9 And Jacob said to Pharaoh, “The years of my pilgrimage are a hundred and thirty. My years have been few and difficult, and they do not equal the years of the pilgrimage of my fathers.” 10 Then Jacob blessed Pharaoh and went out from his presence.
Not once but twice Jacob blesses Pharaoh. This old scruffy herder of flocks blesses the most powerful man on earth. Jacob, hardly even realizing, stands as the voice and hands of God to the mightiest ruler on earth, and blesses him. This is a far different man than the one who divided his caravan and hid by the Jabbok. This is a man in whom the peace of God dwells.
Once there was a 10-year-old boy who decided to study judo despite the fact that he had lost his left arm in a car accident.

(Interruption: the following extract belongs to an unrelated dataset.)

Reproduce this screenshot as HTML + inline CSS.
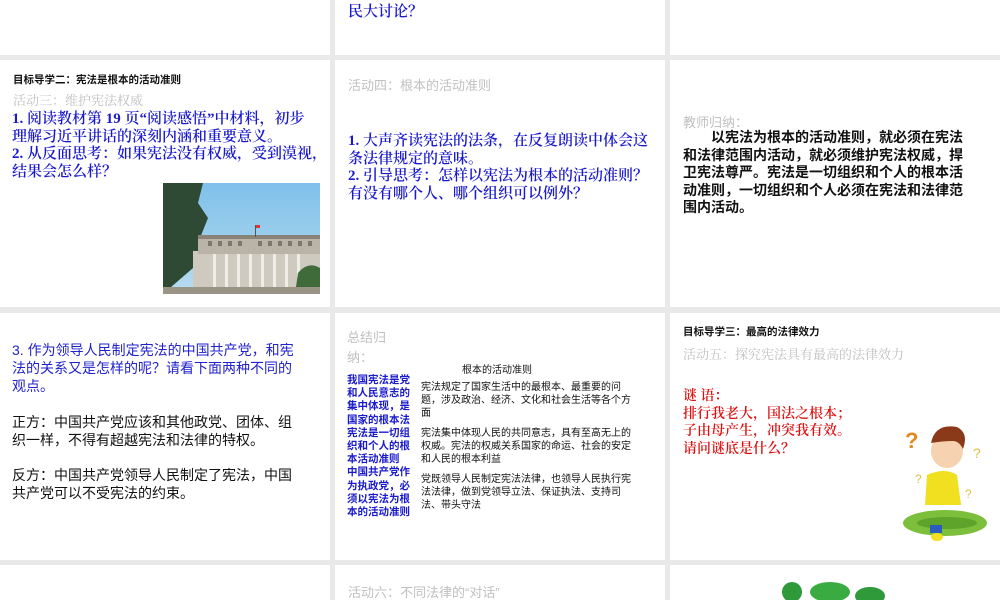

The boy began lessons with an old Japanese judo master. The boy was doing well, so he couldn't understand why, after three months of training, the master had taught him only one move.
"Sensei," the boy finally said, "Shouldn't I be learning more moves?"
"This is the only move you know, but this is the only move you'll ever need to know," the sensei replied. Not quite understanding, but believing in his teacher, the boy kept training.
Several months later, the sensei took the boy to his first tournament. Surprising himself, the boy easily won his first two matches. The third match proved to be more difficult, but after some time, his opponent became impatient and charged; the boy deftly used his one move to win the match. Still amazed by his success, the boy was now in the finals. This time, his opponent was bigger, stronger, and more experienced. For a while, the boy appeared to be overmatched. Concerned that the boy might get hurt, the referee called a time-out. He was about to stop the match when the sensei intervened. "No," the sensei insisted, "Let him continue."
Soon after the match resumed, his opponent made a critical mistake: he dropped his guard. Instantly, the boy used his move to pin him. The boy had won the match and the tournament. He was the champion.
On the way home, the boy and the sensei reviewed every move in each and every match. Then the boy summoned the courage to ask what was really on his mind: "Sensei, how did I win the tournament with only one move?"
"You won for two reasons," the sensei answered. "First, you've almost mastered one of the most difficult throws in all of judo. And second, the only known defense for that move is for your opponent to grab your left arm.
What had been his greatest weakness became the source of his greatest strength. Having conquered that, all else was conquered.
Let the Master train you as well. Let Him break the part of you that seeks self-exaltation, so that His glory can flow instead. For when you are weak in yourself, then you are strong in Him.